The EDA confirmed a number of intuitive patterns and surfaced a couple of less obvious ones. Trip volume peaks sharply between 5pm and 7pm, with a smaller morning ridge. Average fare scales near-linearly with distance up to about 10 miles, then flattens for the longer airport-trip-heavy tail. Weekday trip counts substantially exceed weekend trips, but average fare is slightly higher on weekends — consistent with longer leisure trips replacing short commuter hops.

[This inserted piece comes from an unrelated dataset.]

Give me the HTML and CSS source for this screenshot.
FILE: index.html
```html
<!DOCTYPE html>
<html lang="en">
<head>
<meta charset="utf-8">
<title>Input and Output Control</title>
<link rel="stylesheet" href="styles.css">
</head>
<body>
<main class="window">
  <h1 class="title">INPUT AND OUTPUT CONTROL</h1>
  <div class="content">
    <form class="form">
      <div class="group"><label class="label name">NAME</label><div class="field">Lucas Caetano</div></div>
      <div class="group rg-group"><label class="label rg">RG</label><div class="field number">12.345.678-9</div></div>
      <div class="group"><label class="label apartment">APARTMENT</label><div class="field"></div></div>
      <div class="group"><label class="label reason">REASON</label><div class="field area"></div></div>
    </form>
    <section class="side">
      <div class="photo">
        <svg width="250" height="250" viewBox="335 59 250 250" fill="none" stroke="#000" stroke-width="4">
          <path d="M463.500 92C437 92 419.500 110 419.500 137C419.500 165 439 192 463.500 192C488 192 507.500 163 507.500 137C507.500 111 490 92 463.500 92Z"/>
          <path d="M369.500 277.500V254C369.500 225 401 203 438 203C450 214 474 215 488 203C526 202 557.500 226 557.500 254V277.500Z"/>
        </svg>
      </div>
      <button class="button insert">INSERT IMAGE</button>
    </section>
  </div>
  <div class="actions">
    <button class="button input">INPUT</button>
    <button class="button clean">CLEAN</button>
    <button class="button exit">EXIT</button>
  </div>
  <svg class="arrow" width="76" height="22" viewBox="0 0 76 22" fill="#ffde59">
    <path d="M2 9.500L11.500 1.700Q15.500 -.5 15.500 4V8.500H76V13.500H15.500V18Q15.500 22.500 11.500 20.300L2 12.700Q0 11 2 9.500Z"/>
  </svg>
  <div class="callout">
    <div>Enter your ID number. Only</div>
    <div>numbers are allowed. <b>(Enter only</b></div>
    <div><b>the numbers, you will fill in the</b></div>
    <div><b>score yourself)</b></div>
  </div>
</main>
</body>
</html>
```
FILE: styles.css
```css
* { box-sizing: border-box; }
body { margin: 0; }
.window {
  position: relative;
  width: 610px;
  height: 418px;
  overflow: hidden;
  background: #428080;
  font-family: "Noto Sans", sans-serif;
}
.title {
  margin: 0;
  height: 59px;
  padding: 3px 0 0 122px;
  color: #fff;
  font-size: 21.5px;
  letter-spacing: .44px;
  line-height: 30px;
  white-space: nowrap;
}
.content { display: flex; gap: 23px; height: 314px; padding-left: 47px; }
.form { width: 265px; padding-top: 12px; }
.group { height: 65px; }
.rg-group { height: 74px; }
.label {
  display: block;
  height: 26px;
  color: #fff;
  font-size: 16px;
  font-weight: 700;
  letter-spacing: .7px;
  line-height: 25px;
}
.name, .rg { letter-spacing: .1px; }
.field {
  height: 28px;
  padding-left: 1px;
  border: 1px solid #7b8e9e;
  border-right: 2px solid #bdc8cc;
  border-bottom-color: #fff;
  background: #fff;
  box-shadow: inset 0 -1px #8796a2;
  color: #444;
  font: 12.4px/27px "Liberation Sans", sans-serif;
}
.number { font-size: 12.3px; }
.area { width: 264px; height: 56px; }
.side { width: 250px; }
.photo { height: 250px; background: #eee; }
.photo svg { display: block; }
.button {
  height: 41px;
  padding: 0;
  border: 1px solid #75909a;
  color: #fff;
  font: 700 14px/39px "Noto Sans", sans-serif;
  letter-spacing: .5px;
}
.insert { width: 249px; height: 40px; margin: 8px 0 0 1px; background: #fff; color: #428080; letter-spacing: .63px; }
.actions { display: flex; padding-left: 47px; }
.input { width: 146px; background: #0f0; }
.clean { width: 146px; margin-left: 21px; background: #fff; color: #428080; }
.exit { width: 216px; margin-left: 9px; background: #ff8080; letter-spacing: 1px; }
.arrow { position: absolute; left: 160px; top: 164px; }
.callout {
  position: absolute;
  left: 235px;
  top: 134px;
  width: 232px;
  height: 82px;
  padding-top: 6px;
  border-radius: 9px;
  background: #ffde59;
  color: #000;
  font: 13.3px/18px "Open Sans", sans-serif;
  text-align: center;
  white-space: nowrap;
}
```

On the regression side, Random Forest outperformed both Linear Regression and the single Decision Tree on test-set R² — unsurprising given the non-linear interaction between distance, time, and zone. Linear Regression remained competitive on RMSE for trips inside the bulk of the distribution, but degraded sharply on the long-distance tail where its inability to model the flattening fare curve cost it.

Operationally, persisting cleaned outputs as SQLite turned out to be a much better choice than I expected. The companion query explorer demo runs on essentially zero infrastructure, queries return in milliseconds, and the SQL is portable to any system that speaks ANSI SQL.

Working in Spark made me a much more deliberate writer of SQL. With pandas, you can chain together steps that work on small data and break silently on large data — type coercions, NULL handling, joins that explode. Spark forces you to be explicit about every cast and every join key, which transfers nicely to any production environment.

The separation between processing (Spark) and serving (SQLite, in this case) is a pattern I'll keep using. Big-data tools are not the right surface for ad-hoc queries; persisting a curated subset to a smaller, faster store after the heavy work is done gives you the best of both worlds.

Cross-validating the same query in two different engines — Spark SQL on the full Parquet, then sqlite3 on the persisted sample — is a useful sanity check. Differences surface schema bugs, type-coercion bugs, and edge cases the smaller dataset hides.